Finding the Top Daily Spender with PySpark

Window functions, aggregations, and joins — a practical walkthrough
Published March 2026 · 5 min read
Introduction
A common analytics question is: "Who spent the most each day?" It sounds simple, but answering it cleanly in a distributed system like Apache Spark requires a thoughtful combination of aggregation, window functions, and joins. In this post, we’ll walk through a PySpark pipeline that does exactly that — identifying the highest-spending individual on each day within a three-month window.
The Problem
We have two tables:
• purchases — containing columns for person_id, purchase_date, and purchase_amount
• people — containing columns for id and first_name
Our goal: for every day between January 1, 2025 and March 1, 2025, find the person who spent the most and return their name, the date, and the amount.
Step-by-Step Walkthrough
Step 1: Filter to the Date Range
First, we narrow our dataset to only the purchases that fall within the target window. This is a straightforward filter operation that reduces the data volume for all downstream steps.
from pyspark.sql import functions as F
from pyspark.sql import types as T
# Filter purchases to the target date range
df_purchase_window = purchases.filter(
(F.col("purchase_date") >= "2025-01-01") &
(F.col("purchase_date") <= "2025-03-01")
)
Why this matters: Filtering early is a best practice in Spark. It leverages predicate pushdown — meaning Spark can skip reading irrelevant partitions from disk entirely, dramatically reducing I/O.
Step 2: Aggregate Daily Spend per Person
A person might make multiple purchases in a single day. We need to sum those up to get a single total per person per day.
# Compute each person's total spend per day
df_daily_spend = (
df_purchase_window
.groupBy("person_id", "purchase_date")
.agg(F.sum("purchase_amount").alias("top_daily_spend"))
)
The groupBy produces one row per person per day, with their total spend captured in the top_daily_spend column.
Step 3: Rank with a Window Function
This is where things get interesting. We use Spark’s Window API to rank spenders within each day, then keep only the top-ranked row.
# Rank people by daily spend for each purchase date
w = Window.partitionBy("purchase_date").orderBy(F.col("top_daily_spend").desc())
df_top_spenders_per_day = (
df_daily_spend
.withColumn("daily_rank", F.rank().over(w))
.filter(F.col("daily_rank") == 1)
)
A note on rank() vs. row_number(): We use rank() intentionally here. If two people spend the same amount on the same day, rank() assigns them both rank 1, so neither is silently dropped. By contrast, row_number() would arbitrarily pick one and discard the other — a subtle data-loss bug that’s easy to miss.

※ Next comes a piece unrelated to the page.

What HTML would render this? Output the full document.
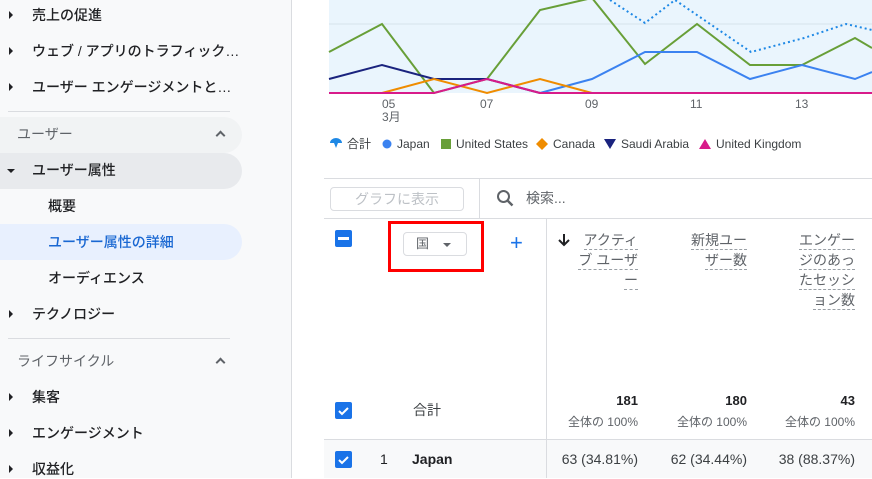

Step 4: Join for Human-Readable Names
IDs are great for machines, but reports are for people. We join against the people table to swap the ID for a name, then select and order the final output.
# Join to people table to get names
df_result = (
df_top_spenders_per_day
.join(
people,
df_top_spenders_per_day["person_id"] == people["id"],
"inner"
)
.select(
people["first_name"].alias("person_name"),
df_top_spenders_per_day["purchase_date"],
df_top_spenders_per_day["top_daily_spend"]
)
.orderBy("purchase_date", "person_name")
)
# Validate
df_result.show(truncate=False)
Using explicit DataFrame column references (e.g., people["first_name"]) instead of bare string column names avoids ambiguity errors that crop up when both sides of a join share column names.
Key Takeaways
1. Filter early. Reducing data volume at the start pays dividends in every subsequent step.
2. Choose your ranking function carefully. rank() preserves ties; row_number() doesn’t. Know the difference.
3. Use explicit column references in joins. It prevents ambiguous column errors and makes your code self-documenting.
4. Window functions are your friend. They let you compute rankings, running totals, and comparisons within groups without collapsing your DataFrame.
Wrapping Up
This pipeline is a compact example of a pattern that shows up constantly in real-world data engineering: filter, aggregate, rank, and enrich. Once you internalize these building blocks, you can compose them to answer increasingly complex analytical questions — all while keeping your Spark jobs efficient and your code readable.